═══ PROVIDED MATERIAL ═══

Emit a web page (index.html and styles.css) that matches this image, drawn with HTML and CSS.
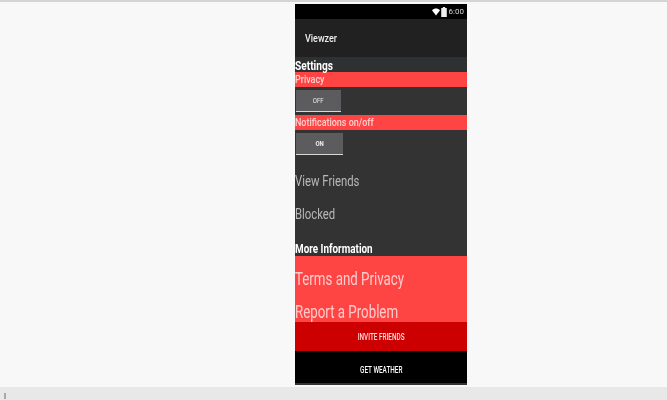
FILE: index.html
```html
<!DOCTYPE html>
<html lang="en">
<head>
    <meta charset="UTF-8">
    <title>Viewzer</title>
    <link rel="stylesheet" href="styles.css">
</head>
<body>
    <div class="top-strip"></div>
    <div class="stage">
        <div class="phone">
            <div class="status-bar">
                <svg class="wifi" width="8" height="8" viewBox="0 0 9 8"><path d="M0 2 C2.5 -0.6 6.5 -0.6 9 2 L4.5 8 Z" fill="#fff"/></svg>
                <svg class="battery" width="6" height="10" viewBox="0 0 5 9"><path d="M1.5 0 H3.5 V1 H5 V9 H0 V1 H1.5 Z" fill="#eee"/></svg>
                <span class="clock">6:00</span>
            </div>
            <div class="app-bar"><span class="squeeze">Viewzer</span></div>
            <div class="content">
                <div class="heading heading-settings"><span class="squeeze">Settings</span></div>
                <div class="red-label"><span class="squeeze">Privacy</span></div>
                <div class="toggle-row">
                    <button class="toggle toggle-off"><span class="squeeze-mid">OFF</span></button>
                </div>
                <div class="red-label"><span class="squeeze">Notifications on/off</span></div>
                <div class="toggle-row">
                    <button class="toggle toggle-on"><span class="squeeze-mid">ON</span></button>
                </div>
                <div class="link-item link-friends"><span class="squeeze">View Friends</span></div>
                <div class="link-item"><span class="squeeze">Blocked</span></div>
                <div class="heading heading-more"><span class="squeeze">More Information</span></div>
                <div class="red-block">
                    <div class="red-link"><span class="squeeze">Terms and Privacy</span></div>
                    <div class="red-link"><span class="squeeze">Report a Problem</span></div>
                </div>
                <button class="wide-btn invite-btn"><span class="squeeze-mid">INVITE FRIENDS</span></button>
                <button class="wide-btn weather-btn"><span class="squeeze-mid">GET WEATHER</span></button>
                <div class="phone-foot"></div>
            </div>
        </div>
    </div>
    <div class="bottom-bar"><span class="handle"></span></div>
</body>
</html>
```

FILE: styles.css
```css
html, body {
    margin: 0;
    height: 100%;
}
body {
    width: 667px;
    height: 400px;
    overflow: hidden;
    display: flex;
    flex-direction: column;
    background-color: #f8f8f8;
    font-family: Roboto, "Liberation Sans", sans-serif;
}
.top-strip {
    height: 2px;
    background-color: #d4d4d4;
}
.stage {
    height: 385px;
    padding: 2px 0 0 295px;
    box-sizing: border-box;
}
.phone {
    width: 172px;
    height: 381px;
    background-color: #333333;
    color: #ffffff;
    display: flex;
    flex-direction: column;
    filter: blur(0.4px);
}
/* the screenshot is a stretched video frame, text runs narrow and tall */
.squeeze {
    display: inline-block;
    white-space: nowrap;
    transform: scaleX(0.78);
    transform-origin: left center;
}
.squeeze-mid {
    display: inline-block;
    white-space: nowrap;
    transform: scaleX(0.75);
}
.status-bar {
    height: 15px;
    flex: none;
    background-color: #000000;
    display: flex;
    align-items: center;
    justify-content: flex-end;
    gap: 1px;
    padding-right: 3px;
    font-size: 8px;
    color: #d8d8d8;
}
.clock {
    margin-left: 1px;
}
.app-bar {
    height: 38px;
    flex: none;
    box-sizing: border-box;
    padding-left: 10px;
    background-color: #212121;
    font-size: 11.5px;
    font-weight: 500;
    line-height: 38px;
    color: #eeeeee;
}
.content {
    flex: 1;
    display: flex;
    flex-direction: column;
}
.heading {
    font-size: 13px;
    font-weight: 700;
    line-height: 15px;
    flex: none;
}
.heading-settings {
    height: 15px;
    line-height: 17px;
    background-color: #2e3032;
}
.heading-more {
    margin-top: 7px;
    height: 18px;
    line-height: 22px;
}
.heading-more .squeeze {
    transform: scaleX(0.76);
}
.red-label {
    height: 15px;
    flex: none;
    background-color: #ff4444;
    font-size: 11.5px;
    font-weight: 500;
    line-height: 15px;
    color: #ffd0d0;
}
.toggle-row {
    height: 28px;
    flex: none;
    padding: 3px 0 0 1px;
    box-sizing: border-box;
}
.toggle {
    display: block;
    height: 22px;
    padding: 0;
    border: none;
    border-bottom: 1px solid #d8d8d8;
    background-color: #5c5c5e;
    color: #eeeeee;
    font-family: inherit;
    font-size: 8px;
}
.toggle-off {
    width: 45px;
}
.toggle-on {
    width: 47px;
    font-weight: 700;
}
.link-item {
    height: 33px;
    flex: none;
    font-size: 15.5px;
    line-height: 33px;
    color: #b8b8b8;
}
.link-item .squeeze {
    transform: scaleX(0.73);
}
.link-friends {
    margin-top: 7px;
}
.red-block {
    height: 66px;
    flex: none;
    box-sizing: border-box;
    padding-top: 6px;
    background-color: #ff4444;
    overflow: hidden;
}
.red-link {
    height: 33px;
    font-size: 19px;
    line-height: 33px;
    color: #ffcccc;
}
.red-link .squeeze {
    transform: scaleX(0.7);
}
.wide-btn {
    display: block;
    width: 100%;
    flex: none;
    padding: 0;
    border: none;
    color: #ffffff;
    font-family: inherit;
    font-size: 8.5px;
    font-weight: 500;
}
.invite-btn {
    height: 29px;
    background-color: #cc0000;
    color: #ffdcdc;
}
.weather-btn {
    height: 32px;
    padding-top: 6px;
    background-color: #000000;
}
.phone-foot {
    flex: 1;
    background-color: #333333;
}
.bottom-bar {
    height: 13px;
    flex: none;
    background-color: #e8e8e8;
    padding: 6px 0 0 4px;
    box-sizing: border-box;
}
.handle {
    display: block;
    width: 2px;
    height: 6px;
    background-color: #a8a8a8;
}
```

═══

STATED GOAL
Count every line in the data where the string "index" occurs. Give nothing except the number.

WRITTEN RESPONSE
2